--- Start PROVIDED MATERIAL ---

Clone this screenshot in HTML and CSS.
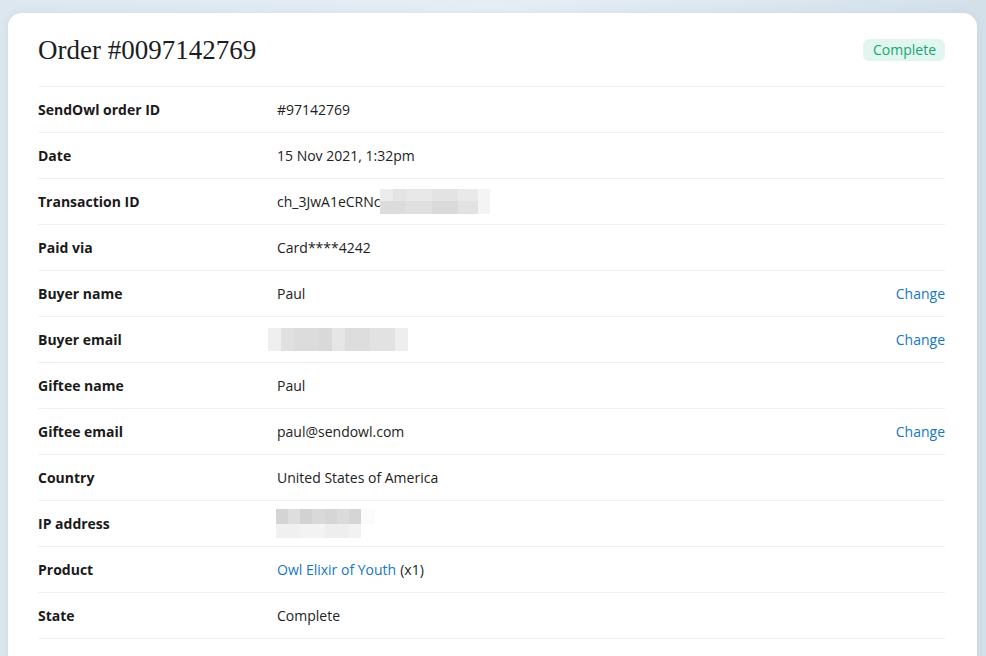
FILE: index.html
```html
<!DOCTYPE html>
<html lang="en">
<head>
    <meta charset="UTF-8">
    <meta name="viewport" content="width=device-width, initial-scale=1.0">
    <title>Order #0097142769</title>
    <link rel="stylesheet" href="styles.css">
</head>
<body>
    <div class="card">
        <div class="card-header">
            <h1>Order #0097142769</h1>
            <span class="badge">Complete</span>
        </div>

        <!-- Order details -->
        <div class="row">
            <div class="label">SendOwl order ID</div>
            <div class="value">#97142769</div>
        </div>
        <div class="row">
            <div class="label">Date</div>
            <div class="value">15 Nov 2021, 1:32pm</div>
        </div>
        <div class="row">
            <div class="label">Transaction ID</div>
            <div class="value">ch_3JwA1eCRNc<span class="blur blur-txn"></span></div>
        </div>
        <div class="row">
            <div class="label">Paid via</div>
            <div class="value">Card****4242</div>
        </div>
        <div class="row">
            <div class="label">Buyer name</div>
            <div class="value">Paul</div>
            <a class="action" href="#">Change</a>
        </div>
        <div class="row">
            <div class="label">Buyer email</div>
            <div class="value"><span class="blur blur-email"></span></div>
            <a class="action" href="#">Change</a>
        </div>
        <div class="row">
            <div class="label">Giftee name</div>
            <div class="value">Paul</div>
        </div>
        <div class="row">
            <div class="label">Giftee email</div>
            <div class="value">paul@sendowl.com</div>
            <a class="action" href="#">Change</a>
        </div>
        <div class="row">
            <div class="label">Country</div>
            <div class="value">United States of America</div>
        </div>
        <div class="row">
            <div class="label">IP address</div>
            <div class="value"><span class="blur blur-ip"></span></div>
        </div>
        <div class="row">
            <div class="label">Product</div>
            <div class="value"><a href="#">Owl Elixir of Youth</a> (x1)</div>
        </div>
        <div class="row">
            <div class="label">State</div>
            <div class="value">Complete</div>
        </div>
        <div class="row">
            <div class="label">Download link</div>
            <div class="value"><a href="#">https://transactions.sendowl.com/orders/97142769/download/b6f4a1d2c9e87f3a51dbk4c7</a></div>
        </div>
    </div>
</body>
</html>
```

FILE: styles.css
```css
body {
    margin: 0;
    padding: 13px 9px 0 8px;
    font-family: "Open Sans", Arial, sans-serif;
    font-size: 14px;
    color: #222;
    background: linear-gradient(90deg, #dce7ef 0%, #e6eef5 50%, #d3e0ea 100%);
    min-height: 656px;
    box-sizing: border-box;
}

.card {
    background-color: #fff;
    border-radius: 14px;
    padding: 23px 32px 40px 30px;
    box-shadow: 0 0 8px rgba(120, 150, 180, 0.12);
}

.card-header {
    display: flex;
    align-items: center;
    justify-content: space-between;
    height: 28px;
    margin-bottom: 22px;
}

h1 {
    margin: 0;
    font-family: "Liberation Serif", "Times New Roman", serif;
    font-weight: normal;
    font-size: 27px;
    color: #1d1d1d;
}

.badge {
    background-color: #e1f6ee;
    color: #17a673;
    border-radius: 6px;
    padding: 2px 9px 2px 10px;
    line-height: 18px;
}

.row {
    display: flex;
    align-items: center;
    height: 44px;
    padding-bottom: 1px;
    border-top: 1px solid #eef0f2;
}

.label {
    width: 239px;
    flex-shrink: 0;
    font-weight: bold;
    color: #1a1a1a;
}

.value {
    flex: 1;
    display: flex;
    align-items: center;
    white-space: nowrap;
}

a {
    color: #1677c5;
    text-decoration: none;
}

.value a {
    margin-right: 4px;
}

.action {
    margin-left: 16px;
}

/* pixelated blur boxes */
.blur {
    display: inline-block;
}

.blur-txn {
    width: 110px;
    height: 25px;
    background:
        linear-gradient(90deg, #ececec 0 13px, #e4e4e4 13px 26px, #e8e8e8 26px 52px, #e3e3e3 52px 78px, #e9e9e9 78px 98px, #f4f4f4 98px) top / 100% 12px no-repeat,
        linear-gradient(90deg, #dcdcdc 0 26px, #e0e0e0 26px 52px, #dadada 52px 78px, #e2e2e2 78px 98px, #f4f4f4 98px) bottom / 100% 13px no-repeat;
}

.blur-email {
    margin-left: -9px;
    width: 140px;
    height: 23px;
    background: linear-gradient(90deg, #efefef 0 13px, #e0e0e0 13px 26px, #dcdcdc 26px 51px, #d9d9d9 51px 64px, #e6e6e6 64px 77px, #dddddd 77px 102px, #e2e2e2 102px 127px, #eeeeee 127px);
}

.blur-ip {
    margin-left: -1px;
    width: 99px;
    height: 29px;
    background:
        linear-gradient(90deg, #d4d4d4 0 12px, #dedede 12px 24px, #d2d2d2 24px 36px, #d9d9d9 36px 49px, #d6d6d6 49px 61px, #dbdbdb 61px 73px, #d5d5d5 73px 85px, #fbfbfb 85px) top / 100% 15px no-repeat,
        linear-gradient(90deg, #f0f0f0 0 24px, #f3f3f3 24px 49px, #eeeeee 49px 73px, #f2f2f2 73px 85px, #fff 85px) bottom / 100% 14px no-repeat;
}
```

--- End PROVIDED MATERIAL ---

▸ AIM OF THE EXERCISE: Write out the whole listing exactly, and drop the pictures.

▸ EXPECTED ANSWER:
Clone this screenshot in HTML and CSS.
FILE: index.html
```html
<!DOCTYPE html>
<html lang="en">
<head>
    <meta charset="UTF-8">
    <meta name="viewport" content="width=device-width, initial-scale=1.0">
    <title>Order #0097142769</title>
    <link rel="stylesheet" href="styles.css">
</head>
<body>
    <div class="card">
        <div class="card-header">
            <h1>Order #0097142769</h1>
            <span class="badge">Complete</span>
        </div>

        <!-- Order details -->
        <div class="row">
            <div class="label">SendOwl order ID</div>
            <div class="value">#97142769</div>
        </div>
        <div class="row">
            <div class="label">Date</div>
            <div class="value">15 Nov 2021, 1:32pm</div>
        </div>
        <div class="row">
            <div class="label">Transaction ID</div>
            <div class="value">ch_3JwA1eCRNc<span class="blur blur-txn"></span></div>
        </div>
        <div class="row">
            <div class="label">Paid via</div>
            <div class="value">Card****4242</div>
        </div>
        <div class="row">
            <div class="label">Buyer name</div>
            <div class="value">Paul</div>
            <a class="action" href="#">Change</a>
        </div>
        <div class="row">
            <div class="label">Buyer email</div>
            <div class="value"><span class="blur blur-email"></span></div>
            <a class="action" href="#">Change</a>
        </div>
        <div class="row">
            <div class="label">Giftee name</div>
            <div class="value">Paul</div>
        </div>
        <div class="row">
            <div class="label">Giftee email</div>
            <div class="value">paul@sendowl.com</div>
            <a class="action" href="#">Change</a>
        </div>
        <div class="row">
            <div class="label">Country</div>
            <div class="value">United States of America</div>
        </div>
        <div class="row">
            <div class="label">IP address</div>
            <div class="value"><span class="blur blur-ip"></span></div>
        </div>
        <div class="row">
            <div class="label">Product</div>
            <div class="value"><a href="#">Owl Elixir of Youth</a> (x1)</div>
        </div>
        <div class="row">
            <div class="label">State</div>
            <div class="value">Complete</div>
        </div>
        <div class="row">
            <div class="label">Download link</div>
            <div class="value"><a href="#">https://transactions.sendowl.com/orders/97142769/download/b6f4a1d2c9e87f3a51dbk4c7</a></div>
        </div>
    </div>
</body>
</html>
```

FILE: styles.css
```css
body {
    margin: 0;
    padding: 13px 9px 0 8px;
    font-family: "Open Sans", Arial, sans-serif;
    font-size: 14px;
    color: #222;
    background: linear-gradient(90deg, #dce7ef 0%, #e6eef5 50%, #d3e0ea 100%);
    min-height: 656px;
    box-sizing: border-box;
}

.card {
    background-color: #fff;
    border-radius: 14px;
    padding: 23px 32px 40px 30px;
    box-shadow: 0 0 8px rgba(120, 150, 180, 0.12);
}

.card-header {
    display: flex;
    align-items: center;
    justify-content: space-between;
    height: 28px;
    margin-bottom: 22px;
}

h1 {
    margin: 0;
    font-family: "Liberation Serif", "Times New Roman", serif;
    font-weight: normal;
    font-size: 27px;
    color: #1d1d1d;
}

.badge {
    background-color: #e1f6ee;
    color: #17a673;
    border-radius: 6px;
    padding: 2px 9px 2px 10px;
    line-height: 18px;
}

.row {
    display: flex;
    align-items: center;
    height: 44px;
    padding-bottom: 1px;
    border-top: 1px solid #eef0f2;
}

.label {
    width: 239px;
    flex-shrink: 0;
    font-weight: bold;
    color: #1a1a1a;
}

.value {
    flex: 1;
    display: flex;
    align-items: center;
    white-space: nowrap;
}

a {
    color: #1677c5;
    text-decoration: none;
}

.value a {
    margin-right: 4px;
}

.action {
    margin-left: 16px;
}

/* pixelated blur boxes */
.blur {
    display: inline-block;
}

.blur-txn {
    width: 110px;
    height: 25px;
    background:
        linear-gradient(90deg, #ececec 0 13px, #e4e4e4 13px 26px, #e8e8e8 26px 52px, #e3e3e3 52px 78px, #e9e9e9 78px 98px, #f4f4f4 98px) top / 100% 12px no-repeat,
        linear-gradient(90deg, #dcdcdc 0 26px, #e0e0e0 26px 52px, #dadada 52px 78px, #e2e2e2 78px 98px, #f4f4f4 98px) bottom / 100% 13px no-repeat;
}

.blur-email {
    margin-left: -9px;
    width: 140px;
    height: 23px;
    background: linear-gradient(90deg, #efefef 0 13px, #e0e0e0 13px 26px, #dcdcdc 26px 51px, #d9d9d9 51px 64px, #e6e6e6 64px 77px, #dddddd 77px 102px, #e2e2e2 102px 127px, #eeeeee 127px);
}

.blur-ip {
    margin-left: -1px;
    width: 99px;
    height: 29px;
    background:
        linear-gradient(90deg, #d4d4d4 0 12px, #dedede 12px 24px, #d2d2d2 24px 36px, #d9d9d9 36px 49px, #d6d6d6 49px 61px, #dbdbdb 61px 73px, #d5d5d5 73px 85px, #fbfbfb 85px) top / 100% 15px no-repeat,
        linear-gradient(90deg, #f0f0f0 0 24px, #f3f3f3 24px 49px, #eeeeee 49px 73px, #f2f2f2 73px 85px, #fff 85px) bottom / 100% 14px no-repeat;
}
```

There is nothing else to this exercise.